>>>>>

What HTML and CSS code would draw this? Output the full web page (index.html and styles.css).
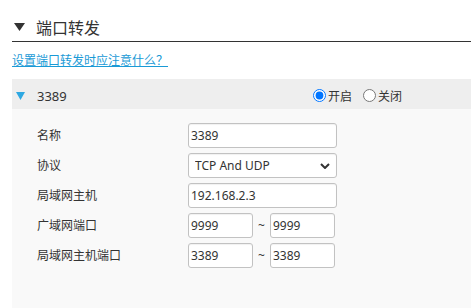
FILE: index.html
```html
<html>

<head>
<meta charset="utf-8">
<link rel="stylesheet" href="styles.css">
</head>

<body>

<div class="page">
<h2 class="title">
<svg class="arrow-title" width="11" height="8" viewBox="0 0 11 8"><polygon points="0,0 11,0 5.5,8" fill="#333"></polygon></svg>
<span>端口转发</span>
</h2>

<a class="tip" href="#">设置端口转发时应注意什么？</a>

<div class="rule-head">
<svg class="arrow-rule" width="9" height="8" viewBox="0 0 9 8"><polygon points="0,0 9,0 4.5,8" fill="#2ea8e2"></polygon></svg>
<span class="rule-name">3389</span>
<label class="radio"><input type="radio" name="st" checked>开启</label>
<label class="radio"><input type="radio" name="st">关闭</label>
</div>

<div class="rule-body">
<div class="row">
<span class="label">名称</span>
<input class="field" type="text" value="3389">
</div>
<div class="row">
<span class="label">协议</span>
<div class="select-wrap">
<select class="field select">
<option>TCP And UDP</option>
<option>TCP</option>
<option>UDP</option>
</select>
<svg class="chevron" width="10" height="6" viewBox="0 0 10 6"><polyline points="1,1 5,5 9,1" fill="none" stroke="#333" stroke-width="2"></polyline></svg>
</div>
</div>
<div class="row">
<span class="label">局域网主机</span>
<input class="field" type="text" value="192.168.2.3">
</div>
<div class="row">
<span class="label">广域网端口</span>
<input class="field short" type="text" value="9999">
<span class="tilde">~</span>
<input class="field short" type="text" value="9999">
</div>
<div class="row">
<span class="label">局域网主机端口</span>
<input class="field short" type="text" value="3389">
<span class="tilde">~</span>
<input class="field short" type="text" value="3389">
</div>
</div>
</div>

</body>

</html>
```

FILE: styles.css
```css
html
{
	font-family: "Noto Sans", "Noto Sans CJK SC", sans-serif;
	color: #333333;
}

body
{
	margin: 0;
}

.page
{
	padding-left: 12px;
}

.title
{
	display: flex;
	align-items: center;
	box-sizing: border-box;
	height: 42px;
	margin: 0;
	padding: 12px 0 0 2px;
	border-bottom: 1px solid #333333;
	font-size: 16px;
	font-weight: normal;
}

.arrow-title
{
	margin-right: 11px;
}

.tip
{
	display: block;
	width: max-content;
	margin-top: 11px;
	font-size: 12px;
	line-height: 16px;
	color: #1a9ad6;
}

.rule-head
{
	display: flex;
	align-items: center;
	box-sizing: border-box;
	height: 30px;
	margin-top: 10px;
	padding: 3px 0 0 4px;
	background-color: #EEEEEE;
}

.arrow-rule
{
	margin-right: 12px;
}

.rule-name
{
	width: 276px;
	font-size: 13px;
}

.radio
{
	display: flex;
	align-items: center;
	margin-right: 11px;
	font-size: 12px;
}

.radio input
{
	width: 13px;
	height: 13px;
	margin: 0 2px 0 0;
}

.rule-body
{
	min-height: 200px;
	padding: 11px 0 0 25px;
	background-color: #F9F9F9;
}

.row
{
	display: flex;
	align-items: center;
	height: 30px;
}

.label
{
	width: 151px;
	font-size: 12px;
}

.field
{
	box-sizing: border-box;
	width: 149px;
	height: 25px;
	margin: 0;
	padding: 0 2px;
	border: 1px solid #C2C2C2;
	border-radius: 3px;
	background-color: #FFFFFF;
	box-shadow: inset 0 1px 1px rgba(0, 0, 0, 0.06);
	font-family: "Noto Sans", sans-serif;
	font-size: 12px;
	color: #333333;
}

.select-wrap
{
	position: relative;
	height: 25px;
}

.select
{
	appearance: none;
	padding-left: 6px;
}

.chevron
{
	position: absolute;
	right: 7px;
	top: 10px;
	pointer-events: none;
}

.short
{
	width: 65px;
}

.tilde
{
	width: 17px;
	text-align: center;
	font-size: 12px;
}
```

<<<<<

Reproduce each line exactly, please, except for any pictures.

__Solution to this exercise__:
What HTML and CSS code would draw this? Output the full web page (index.html and styles.css).
FILE: index.html
```html
<html>

<head>
<meta charset="utf-8">
<link rel="stylesheet" href="styles.css">
</head>

<body>

<div class="page">
<h2 class="title">
<svg class="arrow-title" width="11" height="8" viewBox="0 0 11 8"><polygon points="0,0 11,0 5.5,8" fill="#333"></polygon></svg>
<span>端口转发</span>
</h2>

<a class="tip" href="#">设置端口转发时应注意什么？</a>

<div class="rule-head">
<svg class="arrow-rule" width="9" height="8" viewBox="0 0 9 8"><polygon points="0,0 9,0 4.5,8" fill="#2ea8e2"></polygon></svg>
<span class="rule-name">3389</span>
<label class="radio"><input type="radio" name="st" checked>开启</label>
<label class="radio"><input type="radio" name="st">关闭</label>
</div>

<div class="rule-body">
<div class="row">
<span class="label">名称</span>
<input class="field" type="text" value="3389">
</div>
<div class="row">
<span class="label">协议</span>
<div class="select-wrap">
<select class="field select">
<option>TCP And UDP</option>
<option>TCP</option>
<option>UDP</option>
</select>
<svg class="chevron" width="10" height="6" viewBox="0 0 10 6"><polyline points="1,1 5,5 9,1" fill="none" stroke="#333" stroke-width="2"></polyline></svg>
</div>
</div>
<div class="row">
<span class="label">局域网主机</span>
<input class="field" type="text" value="192.168.2.3">
</div>
<div class="row">
<span class="label">广域网端口</span>
<input class="field short" type="text" value="9999">
<span class="tilde">~</span>
<input class="field short" type="text" value="9999">
</div>
<div class="row">
<span class="label">局域网主机端口</span>
<input class="field short" type="text" value="3389">
<span class="tilde">~</span>
<input class="field short" type="text" value="3389">
</div>
</div>
</div>

</body>

</html>
```

FILE: styles.css
```css
html
{
	font-family: "Noto Sans", "Noto Sans CJK SC", sans-serif;
	color: #333333;
}

body
{
	margin: 0;
}

.page
{
	padding-left: 12px;
}

.title
{
	display: flex;
	align-items: center;
	box-sizing: border-box;
	height: 42px;
	margin: 0;
	padding: 12px 0 0 2px;
	border-bottom: 1px solid #333333;
	font-size: 16px;
	font-weight: normal;
}

.arrow-title
{
	margin-right: 11px;
}

.tip
{
	display: block;
	width: max-content;
	margin-top: 11px;
	font-size: 12px;
	line-height: 16px;
	color: #1a9ad6;
}

.rule-head
{
	display: flex;
	align-items: center;
	box-sizing: border-box;
	height: 30px;
	margin-top: 10px;
	padding: 3px 0 0 4px;
	background-color: #EEEEEE;
}

.arrow-rule
{
	margin-right: 12px;
}

.rule-name
{
	width: 276px;
	font-size: 13px;
}

.radio
{
	display: flex;
	align-items: center;
	margin-right: 11px;
	font-size: 12px;
}

.radio input
{
	width: 13px;
	height: 13px;
	margin: 0 2px 0 0;
}

.rule-body
{
	min-height: 200px;
	padding: 11px 0 0 25px;
	background-color: #F9F9F9;
}

.row
{
	display: flex;
	align-items: center;
	height: 30px;
}

.label
{
	width: 151px;
	font-size: 12px;
}

.field
{
	box-sizing: border-box;
	width: 149px;
	height: 25px;
	margin: 0;
	padding: 0 2px;
	border: 1px solid #C2C2C2;
	border-radius: 3px;
	background-color: #FFFFFF;
	box-shadow: inset 0 1px 1px rgba(0, 0, 0, 0.06);
	font-family: "Noto Sans", sans-serif;
	font-size: 12px;
	color: #333333;
}

.select-wrap
{
	position: relative;
	height: 25px;
}

.select
{
	appearance: none;
	padding-left: 6px;
}

.chevron
{
	position: absolute;
	right: 7px;
	top: 10px;
	pointer-events: none;
}

.short
{
	width: 65px;
}

.tilde
{
	width: 17px;
	text-align: center;
	font-size: 12px;
}
```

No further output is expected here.